Early in The Medium, you’ll meet ‘The Maw’, a monstrous and evil spirit that chases Marianne down with the intent of devouring her soul. It’s genuinely scary, mostly in part to the creepy performance of Troy Baker whispering about wearing your skin as you attempt to evade it throughout the hotel. The Maw isn’t a Mr. X scenario where he could show up anywhere, he shows up in scripted areas, but he’s effectively scary each time. 

Preety forest, but be scared of what lurks in the trees - image captured by the author

Preety forest, but be scared of what lurks in the trees – image captured by the author

Overall the scares in The Medium are few and far between. The Maw is genuinely creepy, but it never fully reaches its potential. One sequence in the game has Marianne running from the monster while blinking in and out of the two realms, making for one of my favourite moments in the game. The Medium just never did anything that got close to being as exciting as that moment again. 

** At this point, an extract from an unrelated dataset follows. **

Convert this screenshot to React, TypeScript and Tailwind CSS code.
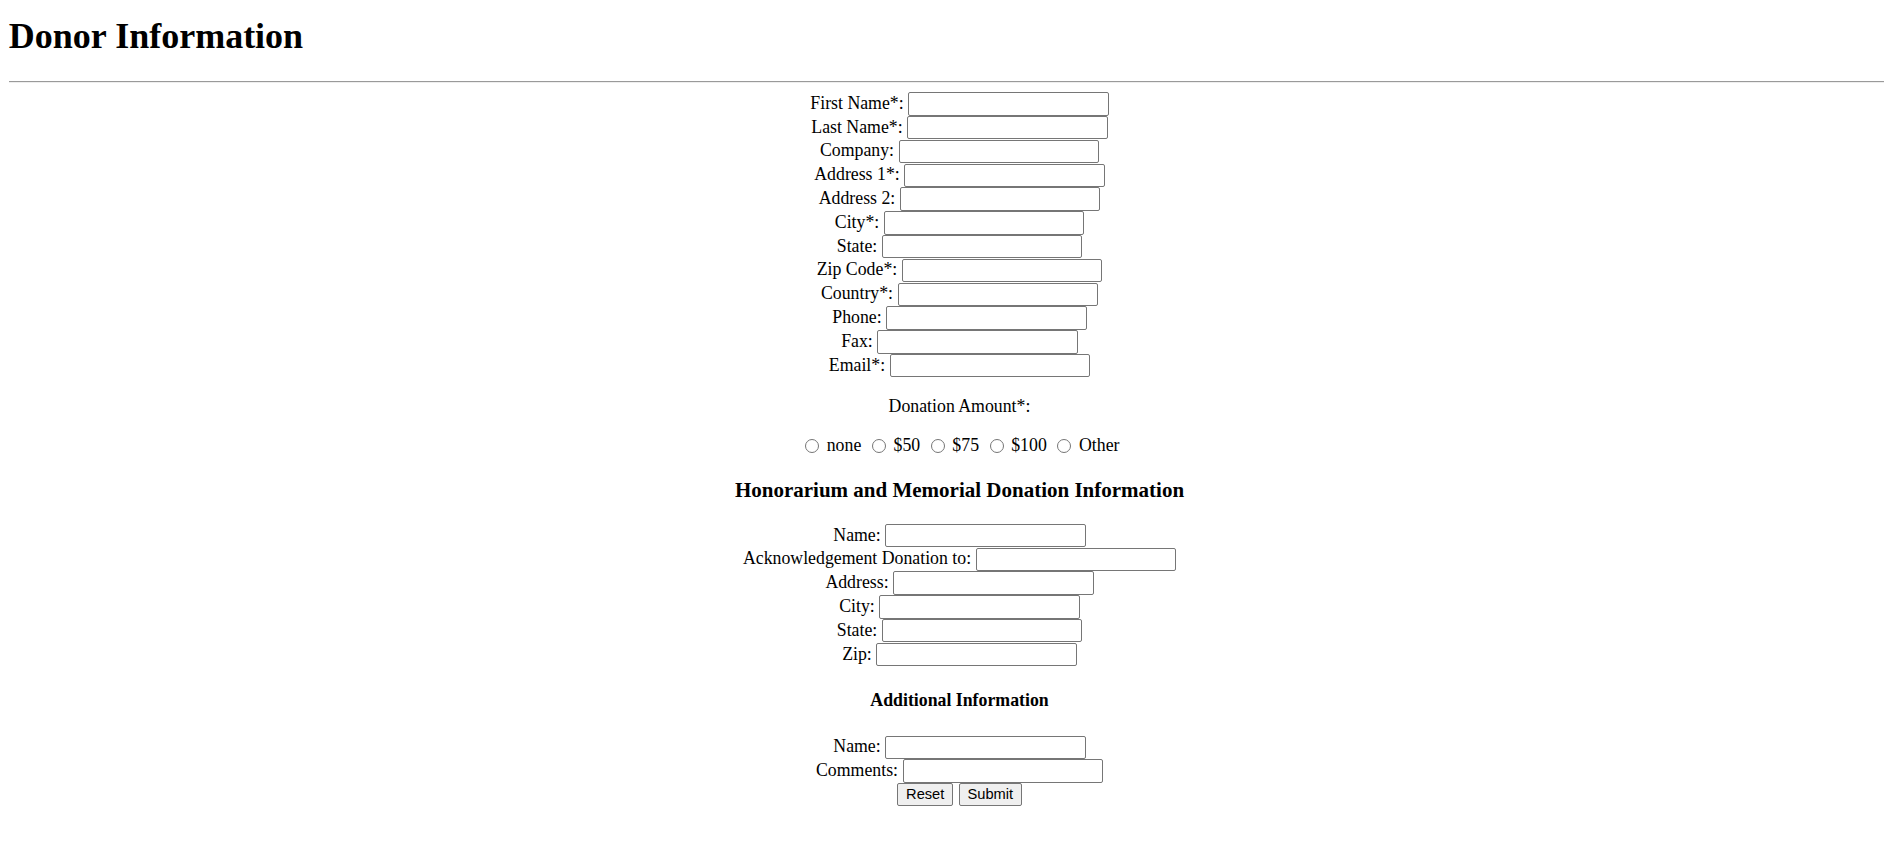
import type { ReactNode } from "react";

// Plain donor form, laid out like an unstyled HTML page viewed at 110% zoom.

const donorFields = [
  "First Name*:",
  "Last Name*:",
  "Company:",
  "Address 1*:",
  "Address 2:",
  "City*:",
  "State:",
  "Zip Code*:",
  "Country*:",
  "Phone:",
  "Fax:",
  "Email*:",
];

const honorFields = [
  "Name:",
  "Acknowledgement Donation to:",
  "Address:",
  "City:",
  "State:",
  "Zip:",
];

const amounts = ["none", "$50", "$75", "$100", "Other"];

function Row({ children }: { children: ReactNode }) {
  return (
    <div className="flex h-[23.8px] items-center justify-center gap-[4.5px] leading-[20px]">
      {children}
    </div>
  );
}

function Field({ label }: { label: string }) {
  return (
    <Row>
      <span className="pb-[2px]">{label}</span>
      <input
        type="text"
        className="h-[23.3px] w-[200.5px] rounded-[2px] border border-[#767676] bg-white px-[2px] font-['Liberation_Sans',sans-serif] text-[14.67px] outline-none"
      />
    </Row>
  );
}

export default function App() {
  return (
    <div className="min-h-screen bg-white px-[8.8px] font-['Liberation_Serif',serif] text-[17.8px] text-black">
      <h1 className="mt-[16px] text-[36px] font-bold leading-[40px]">Donor Information</h1>
      <hr className="mt-[24.7px] border-0 border-t border-b border-t-[#9a9a9a] border-b-[#eeeeee]" />

      <form className="pl-[26px] text-center" onSubmit={(e) => e.preventDefault()}>
        <div className="mt-[9.3px]">
          {donorFields.map((f) => (
            <Field key={f} label={f} />
          ))}
        </div>

        <p className="mt-[18.1px] leading-[20px]">Donation Amount*:</p>

        <div className="mt-[20px] flex h-[20px] items-center justify-center">
          {amounts.map((a, i) => (
            <label key={a} className="flex items-center">
              <input
                type="radio"
                name="amount"
                className={
                  "mr-[7.7px] h-[14px] w-[14px] appearance-none rounded-full border border-[#767676] bg-white " +
                  (i === 0 ? "ml-[5.5px]" : "ml-[10.5px]")
                }
              />
              <span>{a}</span>
            </label>
          ))}
        </div>

        <h3 className="mt-[22.6px] text-[21px] font-bold leading-[24px]">
          Honorarium and Memorial Donation Information
        </h3>

        <div className="mt-[21.4px]">
          {honorFields.map((f) => (
            <Field key={f} label={f} />
          ))}
        </div>

        <h4 className="mt-[23.5px] text-[17.8px] font-bold leading-[20px]">Additional Information</h4>

        <div className="mt-[25.4px]">
          <Field label="Name:" />
          <Field label="Comments:" />
          <div className="flex h-[23.8px] items-center justify-center gap-[5.3px]">
            <button
              type="reset"
              className="h-[23.3px] w-[56.4px] rounded-[2px] border border-[#767676] bg-[#efefef] font-['Liberation_Sans',sans-serif] text-[14.67px] leading-none"
            >
              Reset
            </button>
            <button
              type="submit"
              className="h-[23.3px] w-[63.3px] rounded-[2px] border border-[#767676] bg-[#efefef] font-['Liberation_Sans',sans-serif] text-[14.67px] leading-none"
            >
              Submit
            </button>
          </div>
        </div>
      </form>
    </div>
  );
}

The Medium‘s narrative quickly gets somewhat convoluted and reliant on flash-backs to move the story forward. And at roughly 8-hours to beat, I felt like the game more than overstayed its welcome by the time I finished it. It’s like the developers didn’t trust in telling the story of the game more naturally and had to include several flash-back sequences that were quickly the most tedious parts of the game. Pair that with the somewhat repetitious nature of the game’s puzzles and I was more than ready for the credits by the time they began to roll. Which is disappointing to say, as there was a lot I liked about The Medium when I first entered the hotel. If I were to guess, I’d say it was stretched out to be the big Xbox game to kick-off 2021, but it simply isn’t that and would have been better as a tighter experience.